As of 2008 (according to U.N. statistics), more people live in cities than in rural areas. Meyer’s analysis clarifies the effects of such a profound shift, covering a full range of environmental issues in urban settings.
The hardcover edition does not include a dust jacket.
About the Author
William B. Meyer is Associate Professor of Geography at Colgate University. He is the author of Americans and Their Weather: A History and Human Impact on the Earth.
“William Meyer concisely and engagingly demolishes the persistent popular misconception that cities are bad for people and the environment. Adjusting for wealth and population density, he shows that the town beats the country on almost all indicators of environment and pollution, resource consumption, and human health and well-being. This is a must-read for friends and foes of the city alike.”

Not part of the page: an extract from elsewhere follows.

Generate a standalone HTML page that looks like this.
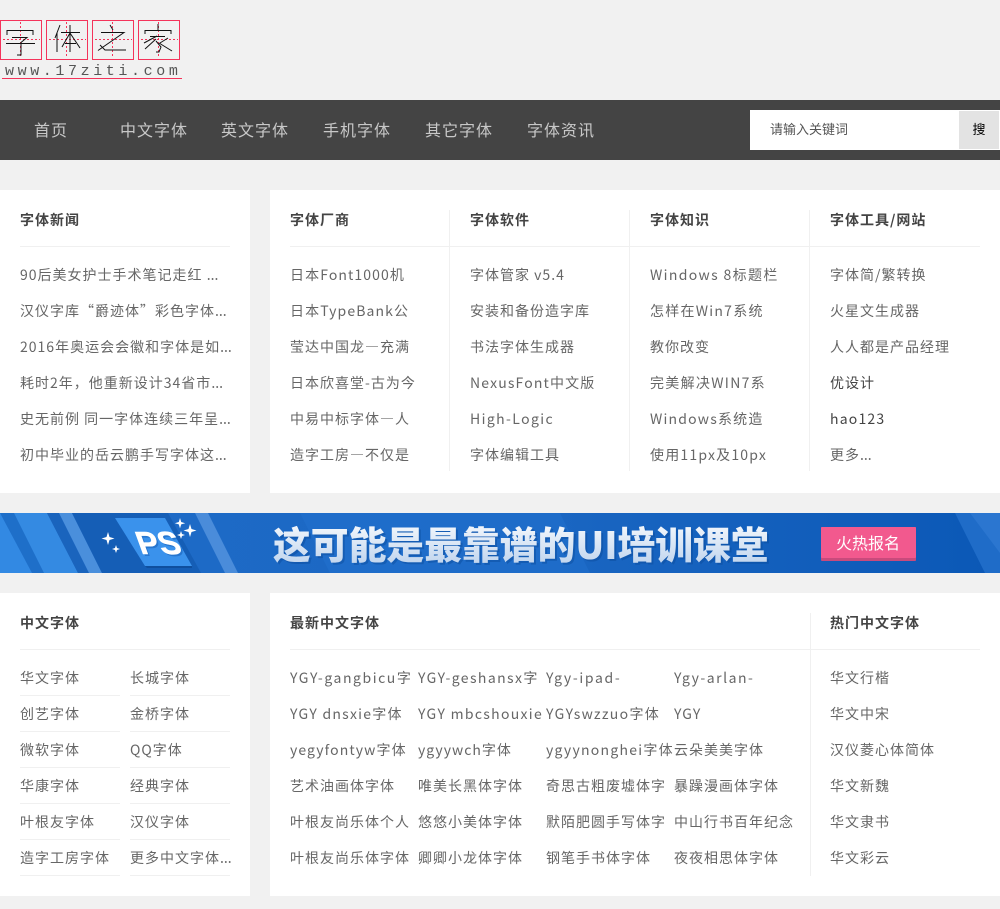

—Steve Rayner, James Martin Professor and Director of the Program for the Future of Cities, Oxford University
“William Meyer has amassed an impressive critique of the commonsense notion of an urban penalty. He marshals this considerable evidence into a persuasive argument that exposes the fallacies in the popular view and showcases the efficiencies and environmental benefits offered by city living. This work is vitally important reading for those interested in the future of urban life.”
—Craig E. Colten, Carl O. Sauer Professor, Department of Geography and Anthropology, Louisiana State University
“This book is a significant contribution to the field of urban studies. It will be valuable for researchers in many diverse fields, including planning, geography, sociology, and history. It will also be a book that policy makers should read because it dismantles a number of the arguments that are being used to slow the movement of people to cities.”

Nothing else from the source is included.